Sustainable growth requires balancing expansion with financial stability. For most small businesses, steady annual growth of 15% to 25% is often manageable [2]. Overextending without a solid cash flow plan could leave you struggling just when your business is starting to soar.

Make liquidity your top priority, with profitability as the next focus. The timing gap between revenue and cash flow, as discussed earlier, highlights why having cash on hand is more critical than just showing profits on paper. When your cash flow is steady, you can approach growth opportunities with confidence, avoiding the stress of missed payments.

Start implementing these strategies today to protect and grow your eCommerce business.

FAQs

What’s the fastest way to spot a cash flow gap?

One of the fastest ways to detect a cash flow gap is through cash flow forecasting. By keeping a close eye on your projected inflows and outflows, you can quickly notice red flags like delayed payments, seasonal fluctuations, or surprise expenses. Taking this proactive step allows you to identify potential problems early, giving you the chance to address them before they impact your financial stability.

How much cash should I keep as a reserve?

Maintaining cash reserves that can cover 3 to 6 months of operating expenses is a smart way to keep your business on solid ground. This buffer gives you the flexibility to handle unexpected challenges or sudden changes in cash flow without jeopardizing your operations.

When does revenue-based financing make sense?

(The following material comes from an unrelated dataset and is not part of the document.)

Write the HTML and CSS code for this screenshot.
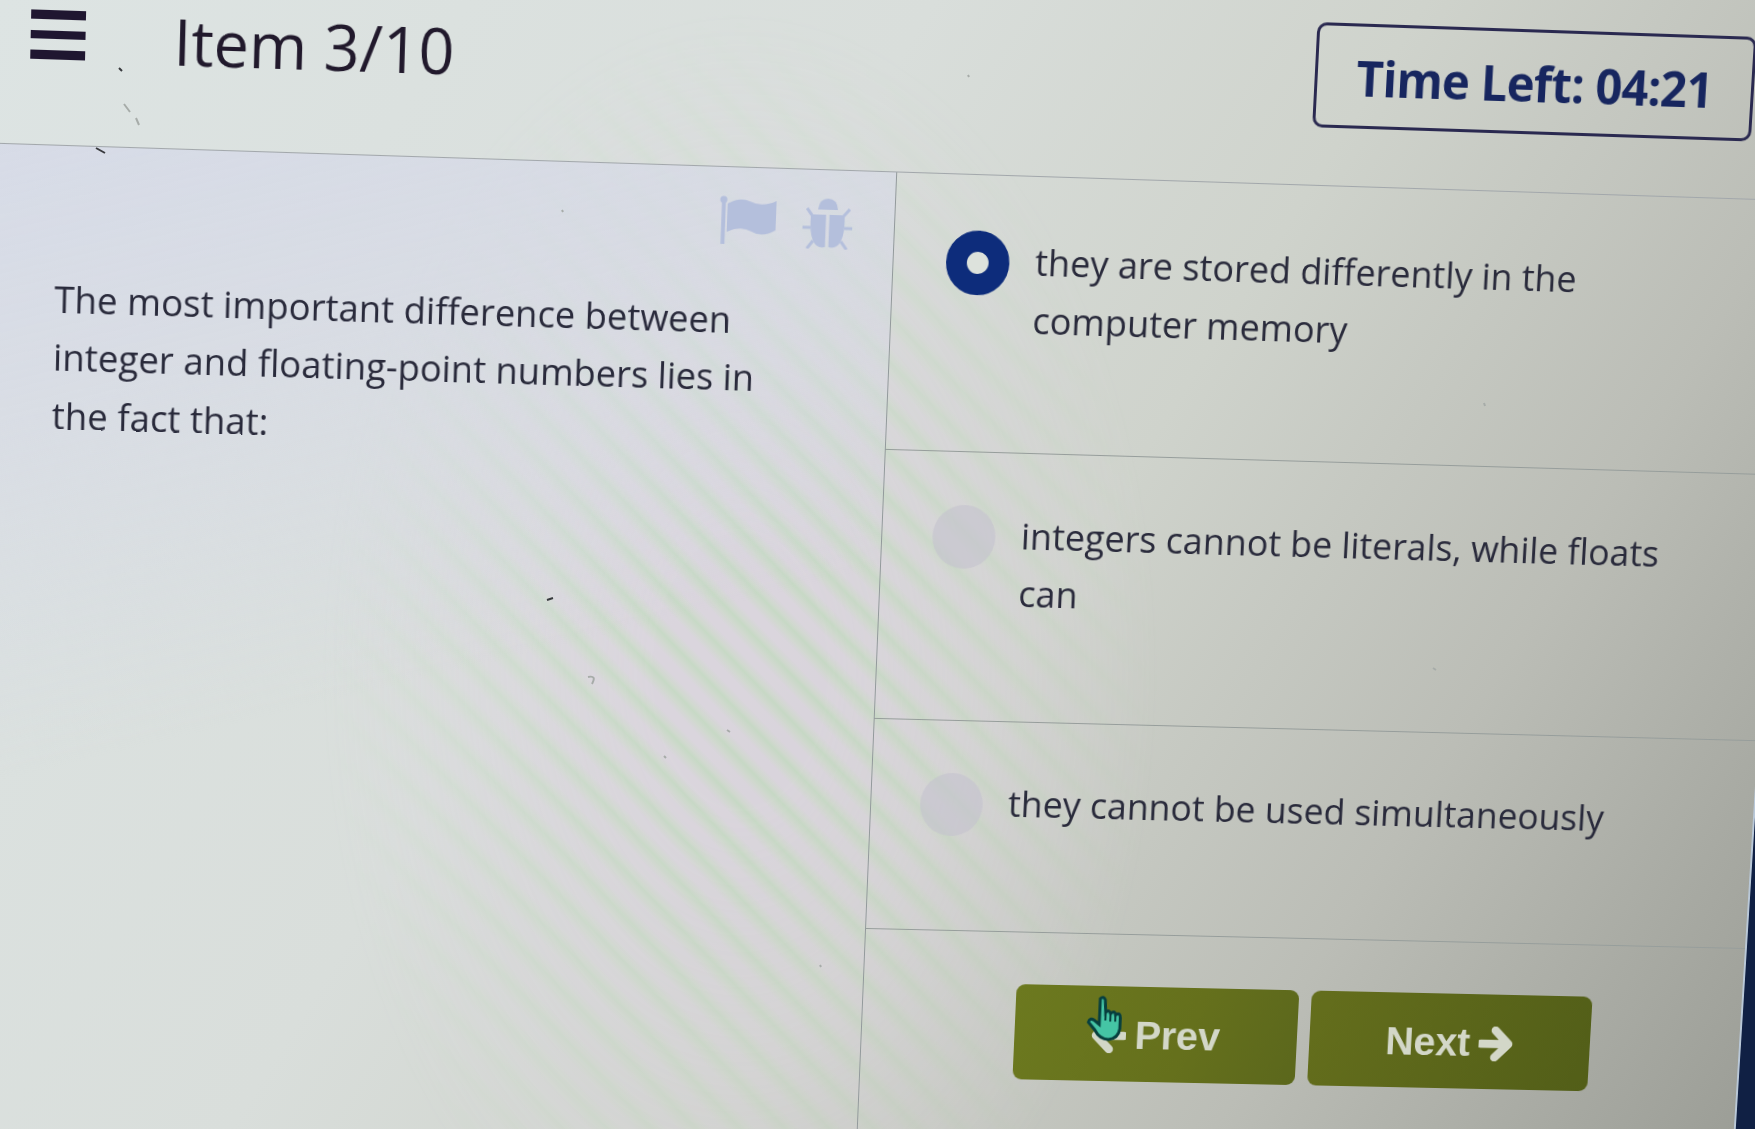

Revenue-based financing works well for businesses with steady and predictable income, like eCommerce stores. It’s particularly helpful during periods of fast growth when cash flow might be strained due to factors like delayed payments, inventory purchases, or operating costs. This type of funding offers working capital by leveraging future revenue, without the need for equity or collateral. However, to handle repayments smoothly, it’s essential to have a dependable revenue stream and a clear understanding of your cash flow cycle.